Saint Sebastian by Cornelis van Haarlem and Saint John by Domenichino : two challenges for English museums

Cornelis van Haarlem (1562-1638)
Saint Sébastian, c. 1591-1592
Oil on canvas - 146.7 x 105.4 cm
Export bans from United Kingdom
Photo : MLA

22/09/09 – Export ban – English museums – We regularly point out works banned for export temporarily from the United Kingdom ; these usually end up leaving the country due to lack of funds for purchase. Once again recently, a canvas by Turner (see news item of 14/12/08) was not acquired while a pastel by Rosalba Carriera, A Portrait of the diplomat, James Gray, banned in January, also left the United Kingdom a few months later.

We hope this will not be the case for the remarkable Saint Sebastian by Cornelis van Haarlem (ill. 1) which has, in turn, been banned for export by the English Minister of Culture, Barbara Follett.
Painted around 1591/1592, this painting is more understated than the extravagant Cadmus’ Companions Devoured by the Dragon from the National Gallery dating from 1588. Here there is a strong influence by Hendrick Goltzius who, in the autumn of 1591, had just returned from a trip to Italy where his style had evolved more towards the Classical school. One of the most beautiful examples of this subdued manner in Cornelis van Haarlem’s work, in 1592, is the Fall of Man at the Rijksmuseum.

2. Domenico Zampieri,
called Domenichino (1581-1641)
Saint John the Evangelist, c. 1627-1629
Oil on canvas - 250 x 200 cm
Christie’s London, 8 décembre 2009
Photo : Christie’s

3. Domenico Zampieri, called
Domenichino (1581-1641)
Saint John
the Evangelist

Rome, Sant’Andrea
della Valle
Photo : Wikimedia Commons
(licence Creative Commons)

Another painting is also in the spotlight at the moment and should, probably, find itself banned for export temporarily from the United Kingdom as well. This is Saint John the Evangelist by Domenichino (ill. 2) which will be auctioned at Christie’s London on 8 December 2009. The work, probably commissioned by the Marquis Vincenzo Giustiniani, was painted by Domenichino shortly after the pendentives in the cupola of Sant’Andrea della Valle where Saint John appears already, in a similar attitude.
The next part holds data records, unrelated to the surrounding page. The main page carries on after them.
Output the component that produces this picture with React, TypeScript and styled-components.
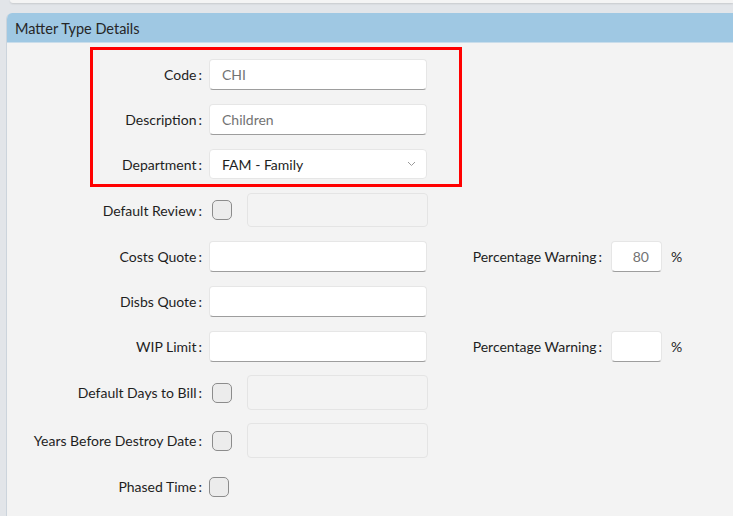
import styled, { createGlobalStyle } from 'styled-components'

const GlobalStyle = createGlobalStyle`
  html, body {
    margin: 0;
    padding: 0;
    background: #e2e5e9;
    font-family: Lato, 'Noto Sans', sans-serif;
    font-size: 14px;
    color: #1e1e1e;
  }
`

const Page = styled.div`
  width: 733px;
  height: 516px;
  overflow: hidden;
  background: #e2e5e9;
  display: flex;
  flex-direction: column;
`

const TopCard = styled.div`
  height: 3px;
  margin-left: 10px;
  background: #f4f4f4;
  border-bottom-left-radius: 4px;
  box-shadow: 0 1px 2px rgba(0, 0, 0, 0.12);
  margin-bottom: 10px;
`

const Panel = styled.section`
  flex: 1;
  margin-left: 6px;
  border-left: 1px solid #ccd4dc;
  border-top-left-radius: 6px;
  background: #f3f3f3;
  overflow: hidden;
`

const PanelHeader = styled.header`
  height: 30px;
  display: flex;
  align-items: center;
  padding: 1px 0 0 8px;
  box-sizing: border-box;
  background: #9fc8e3;
  border-bottom: 1px solid #c9ddeb;
  color: #262626;
  font-size: 14.5px;
`

const Body = styled.div`
  padding-top: 16px;
  display: flex;
  flex-direction: column;
  gap: 14px;
`

const Highlight = styled.div`
  position: relative;
  display: flex;
  flex-direction: column;
  gap: 14px;

  &::before {
    content: '';
    position: absolute;
    left: 83px;
    top: -12px;
    width: 366px;
    height: 134px;
    border: 3px solid #ff0000;
    pointer-events: none;
  }
`

const Row = styled.div<{ $h?: number; $tight?: boolean }>`
  display: flex;
  align-items: center;
  height: ${(p) => p.$h ?? 31}px;
  margin-top: ${(p) => (p.$tight ? -1 : 0)}px;
`

const Label = styled.label<{ $w?: number; $gap?: number }>`
  width: ${(p) => p.$w ?? 195}px;
  flex: none;
  text-align: right;
  white-space: nowrap;
  color: #1e1e1e;
  margin-right: ${(p) => p.$gap ?? 7}px;

  &::after {
    content: ':';
    margin-left: 2px;
  }
`

const Input = styled.div<{ $w?: number; $muted?: boolean; $right?: boolean }>`
  box-sizing: border-box;
  width: ${(p) => p.$w ?? 218}px;
  height: 31px;
  flex: none;
  display: flex;
  align-items: center;
  justify-content: ${(p) => (p.$right ? 'flex-end' : 'space-between')};
  padding: 0 12px;
  background: #ffffff;
  border: 1px solid #e6e6e6;
  border-bottom-color: #9d9d9d;
  border-radius: 4px;
  color: ${(p) => (p.$muted ? '#737373' : '#1e1e1e')};
`

const Select = styled(Input)`
  height: 30px;
  border-bottom-color: #e6e6e6;
  padding-right: 10px;
`

const Check = styled.span<{ $ml?: number }>`
  box-sizing: border-box;
  width: 20px;
  height: 20px;
  flex: none;
  margin-left: ${(p) => p.$ml ?? 3}px;
  border: 1px solid #8c8c8c;
  border-radius: 5px;
  background: #ececec;
`

const DisabledBox = styled.div`
  box-sizing: border-box;
  width: 181px;
  height: 100%;
  margin-left: 15px;
  border: 1px solid #e4e4e4;
  border-radius: 4px;
  background: #f3f3f3;
`

const Side = styled.div`
  display: flex;
  align-items: center;
`

const Unit = styled.span`
  margin-left: 9px;
  color: #1e1e1e;
`

function Chevron() {
  return (
    <svg width="9" height="6" viewBox="0 0 9 6" fill="none">
      <path d="M1 1l3.5 3.5L8 1" stroke="#9a9a9a" strokeWidth="1" />
    </svg>
  )
}

function PercentWarning({ value }: { value?: string }) {
  return (
    <Side>
      <Label $w={175} $gap={9}>
        Percentage Warning
      </Label>
      <Input $w={51} $muted $right>
        {value}
      </Input>
      <Unit>%</Unit>
    </Side>
  )
}

export default function App() {
  return (
    <Page>
      <GlobalStyle />
      <TopCard />
      <Panel>
        <PanelHeader>Matter Type Details</PanelHeader>
        <Body>
          <Highlight>
            <Row>
              <Label>Code</Label>
              <Input $muted>CHI</Input>
            </Row>
            <Row>
              <Label>Description</Label>
              <Input $muted>Children</Input>
            </Row>
            <Row $h={30}>
              <Label>Department</Label>
              <Select>
                FAM - Family
                <Chevron />
              </Select>
            </Row>
          </Highlight>
          <Row $h={34}>
            <Label>Default Review</Label>
            <Check />
            <DisabledBox />
          </Row>
          <Row>
            <Label>Costs Quote</Label>
            <Input />
            <PercentWarning value="80" />
          </Row>
          <Row>
            <Label>Disbs Quote</Label>
            <Input />
          </Row>
          <Row>
            <Label>WIP Limit</Label>
            <Input />
            <PercentWarning />
          </Row>
          <Row $h={35} $tight>
            <Label>Default Days to Bill</Label>
            <Check />
            <DisabledBox />
          </Row>
          <Row $h={35} $tight>
            <Label>Years Before Destroy Date</Label>
            <Check />
            <DisabledBox />
          </Row>
          <Row $tight>
            <Label>Phased Time</Label>
            <Check $ml={0} />
          </Row>
        </Body>
      </Panel>
    </Page>
  )
}
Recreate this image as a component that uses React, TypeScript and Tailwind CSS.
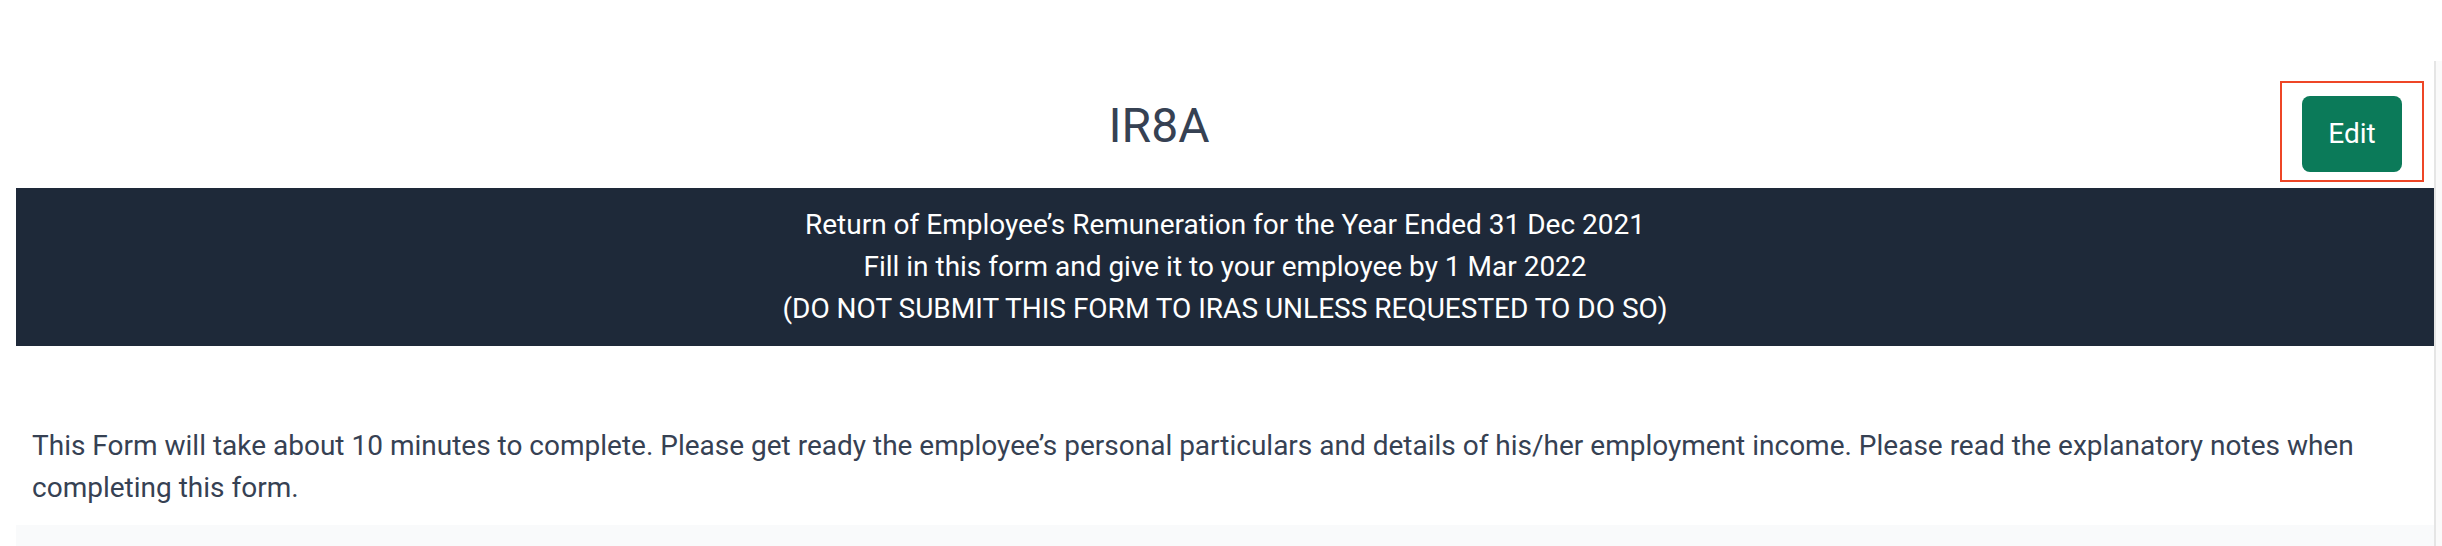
export default function App() {
  return (
    <div className="flex min-h-[546px] bg-white font-['Roboto',sans-serif] text-gray-700">
      {/* main column */}
      <div className="flex-1 pl-4">
        <div className="flex items-start">
          <h1 className="mt-[98px] flex-1 text-center text-[48px] font-normal leading-[56px] text-gray-700">
            IR8A
          </h1>
          <div className="relative mr-8 mt-[96px]">
            <button className="h-[76px] w-[100px] rounded-lg bg-[#0b7a59] text-[28px] text-white">
              Edit
            </button>
            {/* highlight frame */}
            <div className="pointer-events-none absolute -left-[22px] -right-[22px] -top-[15px] -bottom-[10px] border-2 border-[#ee4626]" />
          </div>
        </div>

        <div className="mt-4 bg-gray-800 py-4 text-center text-[28px] leading-[42px] text-white">
          <p>Return of Employee’s Remuneration for the Year Ended 31 Dec 2021</p>
          <p>Fill in this form and give it to your employee by 1 Mar 2022</p>
          <p>(DO NOT SUBMIT THIS FORM TO IRAS UNLESS REQUESTED TO DO SO)</p>
        </div>

        <p className="mt-[79px] px-4 text-[28px] leading-[42px] text-gray-700">
          This Form will take about 10 minutes to complete. Please get ready the employee’s personal particulars and
          details of his/her employment income. Please read the explanatory notes when completing this form.
        </p>

        <div className="mt-4 h-[40px] bg-gray-50" />
      </div>

      {/* right edge panel */}
      <div className="mt-[61px] w-2 border-l-2 border-[#e5e5e5] bg-[#fafafa]" />
    </div>
  );
}
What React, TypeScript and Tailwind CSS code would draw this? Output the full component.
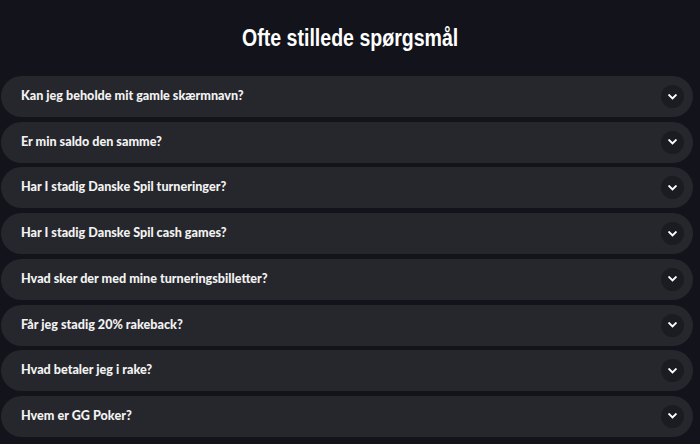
const questions = [
  'Kan jeg beholde mit gamle skærmnavn?',
  'Er min saldo den samme?',
  'Har I stadig Danske Spil turneringer?',
  'Har I stadig Danske Spil cash games?',
  'Hvad sker der med mine turneringsbilletter?',
  'Får jeg stadig 20% rakeback?',
  'Hvad betaler jeg i rake?',
  'Hvem er GG Poker?',
]

const Chevron = () => (
  <svg width="9" height="6" viewBox="0 0 9 6" fill="none">
    <path d="M1.2 1.2 4.5 4.5l3.3-3.3" stroke="white" strokeWidth="1.9" strokeLinecap="square" />
  </svg>
)

export default function App() {
  return (
    <div className="h-[444px] w-[700px] overflow-hidden bg-[#13141b]">
      <div className="flex justify-center pt-[23px]">
        <h1 className="scale-x-[0.85] font-['Liberation_Sans',sans-serif] text-[23px] font-bold leading-[30px] text-white">
          Ofte stillede spørgsmål
        </h1>
      </div>
      <div className="ml-[1px] mt-[23px] flex w-[692px] flex-col gap-[4.71px]">
        {questions.map((q) => (
          <div
            key={q}
            className="flex h-[41px] items-center justify-between rounded-full bg-[#26272c] pl-[20px] pr-[9px]"
          >
            <span className="font-['Lato',sans-serif] text-[12.6px] font-black text-[#f2f2f2]">{q}</span>
            <span className="flex h-[23px] w-[23px] items-center justify-center rounded-full bg-[#1b1c21]">
              <Chevron />
            </span>
          </div>
        ))}
      </div>
    </div>
  )
}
The Cornelis van Haarlem is estimated at around 1,500,000£, an amount that might be reduced thanks to fiscal deductions if the painting were acquired by a museum [1]. The Domenichino work is estimated at between 7 to 10 million pounds. Given the current financial environment, English museums will probably have a hard time coming up with such figures. All the more so as, less than three years from now, the National Galleries of London and Edinburgh will have to spend 50 million pounds to hold on to the Diana and Callisto by Titian (see news item of 4/2/09).

Version française

Didier Rykner, mardi 22 septembre 2009


[1] Let us remember that the English system, unlike the French one, allows a private individual to acquire the painting banned for export, on condition he promises to keep it on British territory. In such a case, the fiscal deductions do not apply.